Meeke blunder sees him crash out with regrets
Kris Meeke emerged from Rally France bruised and shaken but it was his pride which took the biggest battering.
As team-mate Dani Sordo took a second successive podium for Mini, finishing a handful of seconds behind the winning Citroen of Sebastien Ogier, Meeke was left to rue the mistake which cost him fifth place.
The former IRC champion from Dungannon had been running strongly in fourth place but had fallen behind the Ford of Jari-Matti Latvala on stage 12 of the Strasbourg-based round of the World Championship.
As he raised his pace in an effort to regain the position, Meeke’s Mini Countryman ran wide on a fifth gear right-hander, catching loose gravel on the outside of the corner and skating off the road into the trees.
Meeke and co-driver Paul Nagle escaped without serious injury but the car was too badly damaged to continue.
Meeke said it was “completely my mistake.”
“I had made a small adjustment to the pace note for the corner after the first run through in the morning and tried to go a little bit faster,” he explained.
“But it was too fast and we caught the gravel and so we simply understeered off the road.
“I was just a bit ambitious and it was completely my mistake. I have to take it on the chin,” he added.
Sordo, meanwhile, drove superbly, following up on his third place in Germany by leading the French event before being edged out by young local ace Ogier.
Petter Solberg and Ulster co-driver Chris Patterson finished third after their privateer Citroen lost time with a puncture.

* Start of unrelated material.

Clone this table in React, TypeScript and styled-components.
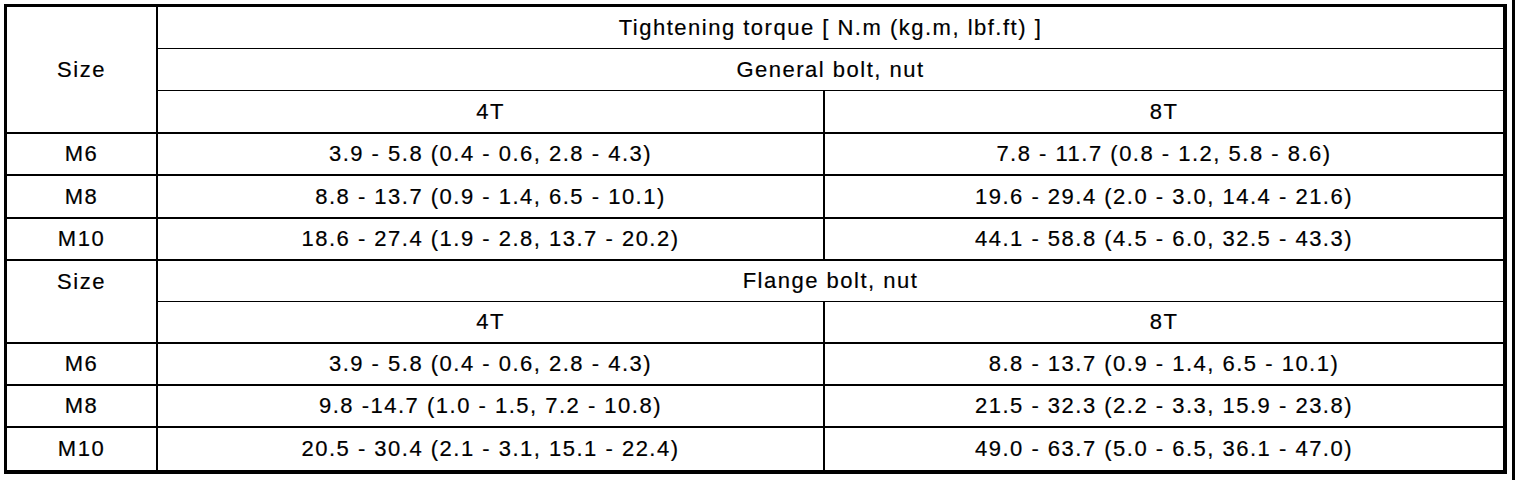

With Sebastien Loeb being forced out with engine failure the World Championship is now wide open, Ogier and Ford’s Mikko Hirvonen, who was fourth, both within three points of the seven-times champion with two rounds remaining.
Further back, Alastair Fisher was promoted to first place in the WRC Academy category after Yeray Lemes was handed a five minute penalty for speed limit infringements on a road section.
The Academy category had initially been dominated by Craig Breen but he was forced to retire after his Ford Fiesta hit a bank, breaking a driveshaft.
Daragh O’Riordan won the final round of the Irish Tarmac championship, the Cork ‘20’ International, but it wasn’t enough to prevent Tim McNulty becoming champion for the first time.
McNulty, the Ulster Rally winner, finished 45 seconds behind the young Cork driver in a Subaru one-two.
And third place for Fermanagh’s Garry Jennings in his Mitsubishi saw him take the production championship.